_Task details_:
Spot each line that carries the word "this"; copy those lines.
-- Records for the task start --
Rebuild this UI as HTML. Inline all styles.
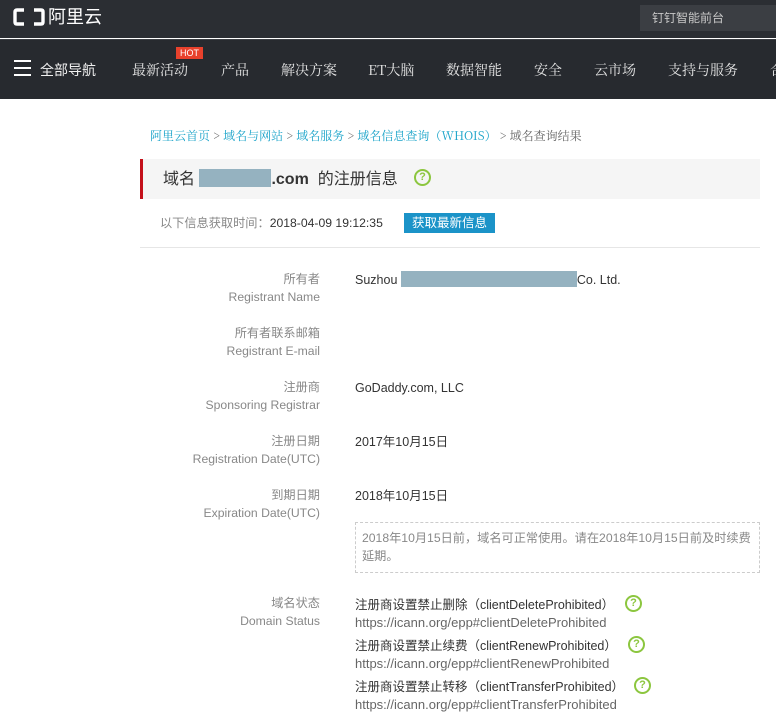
<!DOCTYPE html>
<html><head><meta charset="utf-8"><style>
*{margin:0;padding:0;box-sizing:border-box}
body{width:776px;height:714px;overflow:hidden;background:#fff;font-family:"Liberation Sans","Noto Sans CJK SC",sans-serif;position:relative}
.a{position:absolute;white-space:nowrap}
.top{position:absolute;left:0;top:0;width:776px;height:38px;background:#2b2e33}
.nav{position:absolute;left:0;top:39px;width:776px;height:60px;background:#272a2f;border-top:1px solid #3d4045}
.nv{position:absolute;top:61px;color:#e6e6e6;font-size:14px;font-family:"Noto Serif CJK SC",serif;line-height:18px}
.lab{position:absolute;right:456px;text-align:right;font-size:12.2px;color:#888;line-height:18px;white-space:nowrap}
.val{position:absolute;left:355px;font-size:12.5px;color:#333;line-height:18px;white-space:nowrap}
.q{position:absolute;width:17px;height:17px;border:2px solid #8cc63f;border-radius:50%;color:#8cc63f;font-size:11px;font-weight:bold;text-align:center;line-height:13px}
.url{color:#666;font-size:13px}
</style></head><body>
<div class="top"></div>
<svg class="a" style="left:13px;top:8px" width="32" height="18"><path d="M11 2H4Q2 2 2 4V14Q2 16 4 16H11M21 2H28Q30 2 30 4V14Q30 16 28 16H21" stroke="#fff" stroke-width="3.4" fill="none"/></svg>
<div class="a" style="left:48px;top:6px;color:#fff;font-size:18px;line-height:22px">阿里云</div>
<div class="a" style="left:640px;top:5px;width:136px;height:26px;background:#3b3e43;color:#c8c8c8;font-size:12px;line-height:26px;padding-left:12px">钉钉智能前台</div>
<div class="nav"></div>
<div class="a" style="left:14px;top:60px;width:17px;height:2px;background:#fff;box-shadow:0 7px 0 #fff,0 14px 0 #fff"></div>
<div class="a" style="left:40px;top:61px;color:#f0f0f0;font-size:14px;line-height:18px;font-family:'Noto Sans CJK SC',sans-serif">全部导航</div>
<div class="nv" style="left:132px">最新活动</div>
<div class="a" style="left:176px;top:47px;background:#e8412c;color:#fff;font-size:9px;line-height:12px;padding:0 4px">HOT</div>
<div class="nv" style="left:221px">产品</div>
<div class="nv" style="left:281px">解决方案</div>
<div class="nv" style="left:368px">ET大脑</div>
<div class="nv" style="left:446px">数据智能</div>
<div class="nv" style="left:534px">安全</div>
<div class="nv" style="left:594px">云市场</div>
<div class="nv" style="left:668px">支持与服务</div>
<div class="nv" style="left:770px">合</div>

<div class="a" style="left:150px;top:127px;font-size:12px;color:#666;font-family:'Noto Serif CJK SC',serif"><span style="color:#19a3c9">阿里云首页</span> &gt; <span style="color:#19a3c9">域名与网站</span> &gt; <span style="color:#19a3c9">域名服务</span> &gt; <span style="color:#19a3c9">域名信息查询（WHOIS）</span> &gt; 域名查询结果</div>
<div class="a" style="left:140px;top:159px;width:620px;height:40px;background:#f5f5f5;border-left:3px solid #c4101a"></div>
<div class="a" style="left:163px;top:169px;font-size:16px;color:#333;line-height:22px">域名 <span style="display:inline-block;width:72px;height:18px;background:#95b2c0;vertical-align:-3px"></span><b style="font-weight:bold">.com</b>&nbsp; 的注册信息</div>
<div class="q" style="left:414px;top:169px">?</div>
<div class="a" style="left:160px;top:214px;font-size:12.2px;color:#888;line-height:18px">以下信息获取时间：<span style="color:#333">2018-04-09 19:12:35</span></div>
<div class="a" style="left:404px;top:213px;width:91px;height:20px;background:#1b93c8;color:#fff;font-size:12.5px;line-height:20px;text-align:center">获取最新信息</div>
<div class="a" style="left:140px;top:247px;width:620px;height:1px;background:#e6e6e6"></div>

<div class="lab" style="top:270px">所有者<br>Registrant Name</div>
<div class="val" style="top:271px">Suzhou <span style="display:inline-block;width:176px;height:16px;background:#95b2c0;vertical-align:-3px"></span>Co. Ltd.</div>
<div class="lab" style="top:324px">所有者联系邮箱<br>Registrant E-mail</div>
<div class="lab" style="top:378px">注册商<br>Sponsoring Registrar</div>
<div class="val" style="top:379px">GoDaddy.com, LLC</div>
<div class="lab" style="top:432px">注册日期<br>Registration Date(UTC)</div>
<div class="val" style="top:433px">2017年10月15日</div>
<div class="lab" style="top:486px">到期日期<br>Expiration Date(UTC)</div>
<div class="val" style="top:487px">2018年10月15日</div>
<div class="a" style="left:355px;top:522px;width:405px;height:51px;border:1px dashed #ccc;padding:6px 6px;font-size:12.2px;color:#888;line-height:18px;white-space:normal">2018年10月15日前，域名可正常使用。请在2018年10月15日前及时续费延期。</div>
<div class="lab" style="top:594px">域名状态<br>Domain Status</div>
<div class="val" style="top:596px">注册商设置禁止删除（clientDeleteProhibited）<br><span class="url">https://icann.org/epp#clientDeleteProhibited</span></div>
<div class="q" style="left:625px;top:595px">?</div>
<div class="val" style="top:637px">注册商设置禁止续费（clientRenewProhibited）<br><span class="url">https://icann.org/epp#clientRenewProhibited</span></div>
<div class="q" style="left:628px;top:636px">?</div>
<div class="val" style="top:678px">注册商设置禁止转移（clientTransferProhibited）<br><span class="url">https://icann.org/epp#clientTransferProhibited</span></div>
<div class="q" style="left:634px;top:677px">?</div>
</body></html>
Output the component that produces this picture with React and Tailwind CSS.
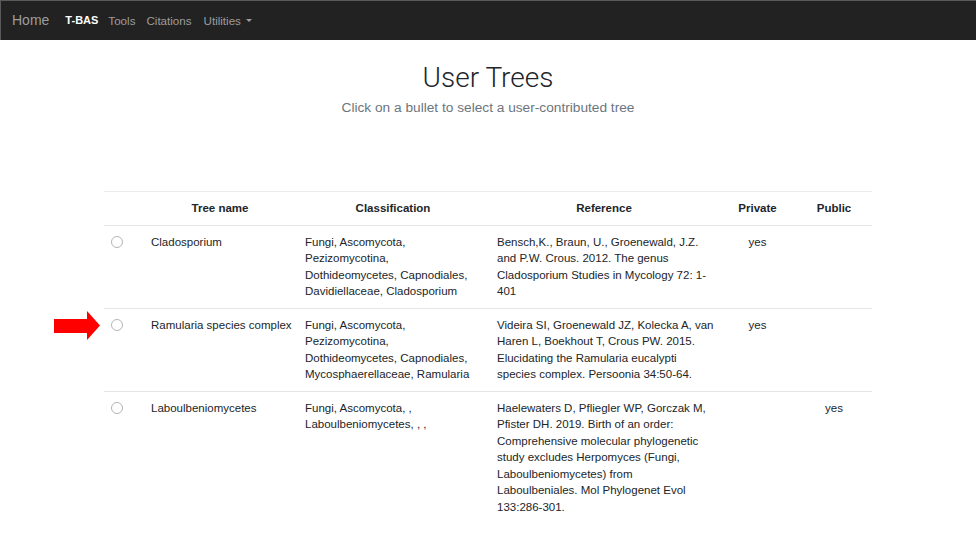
-- Records for the task end --
_Reply_:
Rebuild this UI as HTML. Inline all styles.
Output the component that produces this picture with React and Tailwind CSS.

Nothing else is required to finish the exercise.